I love how totally clear you were in finally making the decision. You took yourself out of it and thought to the future of your child, and that was a strong, forthright and loving thing to do. Your son is lucky to have a fierce mother! I hope your ex-husband can find resolve for his addiction and that you find the all the support you need in your current community.

Frances

Mary Carter's picture

I choose the child

Clarity,

That's an interesting observation! You're right, I did take myself out of the equation! All I could think of was that my son was innocent to everything happening around me and that he deserved the right to live.

I heard that he did eventually go to rehab; however, when he got remarried he had a relapse during his honeymoon. The last time I talked to him was when my son was 5 years old, now he's 21. Ever since then we lost touch as he remarried and had another son whom he called Mohamed that is about the same age as my second child.

I was very blessed that I had a very supportive foundation, which was my family. They were very instrumental in helping me raise him, my new husband raised him as if he was own child and his family accepted him in the same manner.

We were and are truly blessed to have such an incredible support system that helped to finish strong in spite of the challenges we faced.

Much love,

Mary

sallysmithr's picture

Wow!

I truly enjoyed reading your story and knew how hard it was for you to make that decision. I am a recovering alcoholic and addict and it is very difficult to make changes, however I know now that those changes are much easier with the support of my friends and family and not without them. I wish you and your son all of the best and hope one day your husband is able to get the help that he needs :)

Thank you so much for sharing!!

Sally Smith

Mary Carter's picture

I choose the child

Sally,

I must honestly say that it was one of the most difficult decisions for me to make, but I know I made the right one. You are so blessed to have the support of friends and family. A strong foundation is what can help and gives you the strength to overcome any challenges that you may face. I'm so glad that you are a finding a way to accept the changes that you need to make in order to improve your life. Being down that road is quite difficult not only on you as an individual but the lives of your family friends.

I would hope that for the sake of his current family he did seek help but I really don't know. I only wish him the best and pray for his safekeeping. Ironically enough, I still love him as much as I did 21 years ago. How strange is that?
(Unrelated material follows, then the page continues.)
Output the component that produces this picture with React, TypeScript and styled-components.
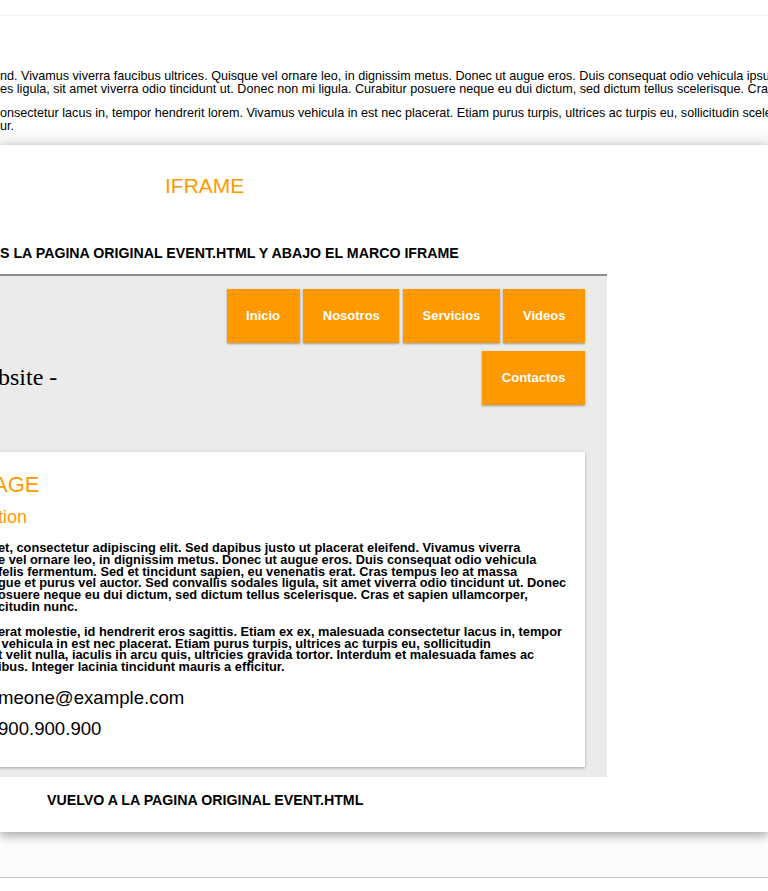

I send you my love and my prayers,

Mary

Amei's picture

Hello Mary

I am still overcoming my emotions after reading your post... I can totally relate to "choosing the child" ...When making challenging decisions I always felt to take myself out of the equation makes it easier to make the decision...and you have done the same...

All the best.

with love
Amei

Mary Carter's picture

I chose the child

Dear Amei,

You are a very wise woman. To be honest back then I didn't realize that I was taking myself out of the equation. I just knew deep in my heart and inner core that it was the right decision specially when it concerned the life of my innocent child. For some strange reason at that exact moment of realization, I saw a vision of my child not being born if I remained with my husband. I'm just grateful that God gave me the strength, tools and resources for me to make the right decision even though it seem so hard the day I made it and it changed my life forever.